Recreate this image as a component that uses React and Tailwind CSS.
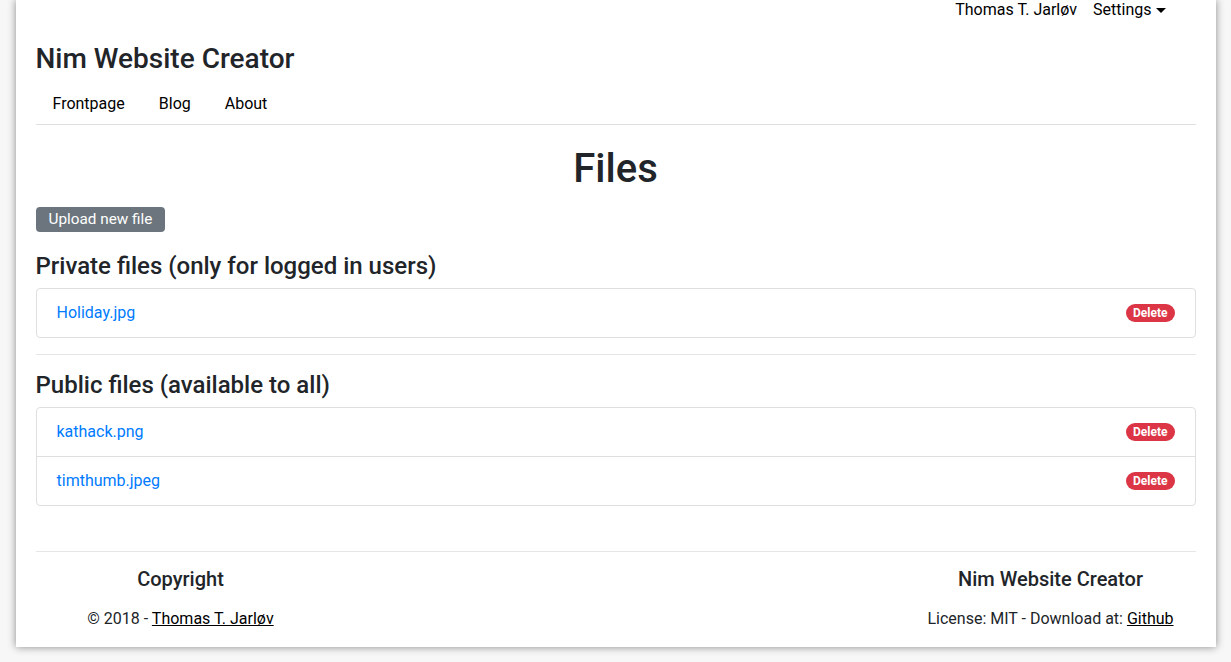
const files = {
  private: ["Holiday.jpg"],
  public: ["kathack.png", "timthumb.jpeg"],
};

function FileList({ items }) {
  return (
    <ul className="rounded border border-[#dfdfdf]">
      {items.map((name, i) => (
        <li
          key={name}
          className={`flex items-center justify-between px-5 py-3 leading-6 ${i > 0 ? "border-t border-[#dfdfdf]" : ""}`}
        >
          <a href="#" className="text-[#007bff]">
            {name}
          </a>
          <span className="rounded-full bg-[#dc3545] px-[7px] py-[3px] text-[12px] font-bold leading-3 text-white">
            Delete
          </span>
        </li>
      ))}
    </ul>
  );
}

export default function App() {
  return (
    <div className="min-h-screen bg-[#f7f7f7] font-['Roboto',sans-serif] text-[#212529]">
      <div className="mx-auto w-[1200px] bg-white px-5 pb-[16px] shadow-[0_0_8px_rgba(0,0,0,0.45)]">
        <div className="flex h-[20px] items-center justify-end gap-4 pr-[30px] text-base text-black">
          <span>Thomas T. Jarløv</span>
          <span className="flex items-center">
            Settings
            <span className="ml-[4px] mt-[1px] h-0 w-0 border-x-[5px] border-t-[5px] border-x-transparent border-t-black" />
          </span>
        </div>

        <h3 className="mt-[22px] text-[28px] font-medium leading-[1.2]">Nim Website Creator</h3>

        <nav className="mt-2 flex border-b border-[#dfdfdf] text-base text-black">
          <a href="#" className="px-[17px] py-2 leading-6">Frontpage</a>
          <a href="#" className="px-[17px] py-2 leading-6">Blog</a>
          <a href="#" className="px-[17px] py-2 leading-6">About</a>
        </nav>

        <h1 className="mt-5 text-center text-[40px] font-medium leading-[1.2]">Files</h1>

        <button className="mt-[14px] flex h-[25px] items-center rounded bg-[#6c757d] px-[13px] text-[15.3px] text-white">
          Upload new file
        </button>

        <h4 className="mt-[20px] text-[24px] font-medium leading-[1.2]">Private files (only for logged in users)</h4>
        <div className="mt-[8px]">
          <FileList items={files.private} />
        </div>

        <hr className="mt-4 border-[#e5e5e5]" />

        <h4 className="mt-[16px] text-[24px] font-medium leading-[1.2]">Public files (available to all)</h4>
        <div className="mt-[7px]">
          <FileList items={files.public} />
        </div>

        <footer className="mt-[45px] border-t border-[#e5e5e5] pt-[15px]">
          <div className="grid grid-cols-4">
            <div className="text-center">
              <h5 className="text-[20px] font-medium leading-[1.2]">Copyright</h5>
              <p className="mt-[16px] leading-6">
                © 2018 - <a href="#" className="text-black underline">Thomas T. Jarløv</a>
              </p>
            </div>
            <div />
            <div />
            <div className="text-center">
              <h5 className="text-[20px] font-medium leading-[1.2]">Nim Website Creator</h5>
              <p className="mt-[16px] leading-6">
                License: MIT - Download at: <a href="#" className="text-black underline">Github</a>
              </p>
            </div>
          </div>
        </footer>
      </div>
    </div>
  );
}
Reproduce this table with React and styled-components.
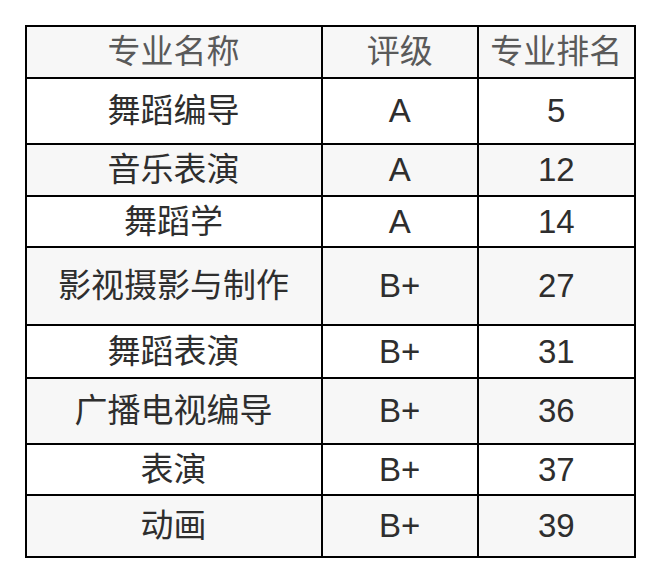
import styled, { createGlobalStyle } from 'styled-components';

const GlobalStyle = createGlobalStyle`
  body {
    margin: 0;
    background: #ffffff;
    font-family: "Liberation Sans", "Noto Sans CJK SC", sans-serif;
  }
`;

const rows = [
  { name: '舞蹈编导', grade: 'A', rank: 5, h: 66 },
  { name: '音乐表演', grade: 'A', rank: 12, h: 52 },
  { name: '舞蹈学', grade: 'A', rank: 14, h: 51 },
  { name: '影视摄影与制作', grade: 'B+', rank: 27, h: 78 },
  { name: '舞蹈表演', grade: 'B+', rank: 31, h: 53 },
  { name: '广播电视编导', grade: 'B+', rank: 36, h: 66 },
  { name: '表演', grade: 'B+', rank: 37, h: 51 },
  { name: '动画', grade: 'B+', rank: 39, h: 62 },
];

function App() {
  return (
    <>
      <GlobalStyle />
      <Wrap>
        <Table>
          <colgroup>
            <col style={{ width: 296 }} />
            <col style={{ width: 156.5 }} />
            <col style={{ width: 156.5 }} />
          </colgroup>
          <thead>
            <Row $h={52} $shade>
              <Head>专业名称</Head>
              <Head>评级</Head>
              <Head>专业排名</Head>
            </Row>
          </thead>
          <tbody>
            {rows.map((r, i) => (
              <Row key={r.name} $h={r.h} $shade={i % 2 === 1}>
                <Cell>{r.name}</Cell>
                <Cell>{r.grade}</Cell>
                <Cell>{r.rank}</Cell>
              </Row>
            ))}
          </tbody>
        </Table>
      </Wrap>
    </>
  );
}

export default App;

const Wrap = styled.div`
  padding: 24.5px 0 0 24.5px;
`;

const Table = styled.table`
  width: 611px;
  table-layout: fixed;
  border-collapse: separate;
  border-spacing: 0;
  border-top: 2px solid #000;
  border-left: 2px solid #000;
`;

const Row = styled.tr`
  height: ${p => p.$h}px;
  background: ${p => (p.$shade ? '#f7f7f7' : '#ffffff')};
`;

const Head = styled.th`
  padding: 0;
  border-right: 2px solid #000;
  border-bottom: 2px solid #000;
  font-weight: normal;
  font-size: 33px;
  color: #5a5a5a;
  text-align: center;
  vertical-align: middle;
  line-height: 1;
`;

const Cell = styled.td`
  padding: 0;
  border-right: 2px solid #000;
  border-bottom: 2px solid #000;
  font-size: 33px;
  color: #2e2e2e;
  text-align: center;
  vertical-align: middle;
  line-height: 1;
  white-space: nowrap;
`;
########################################
> [Prompt] Considering only the records above, state the number of lines that include the word "this", with nothing added.

> [The output] 2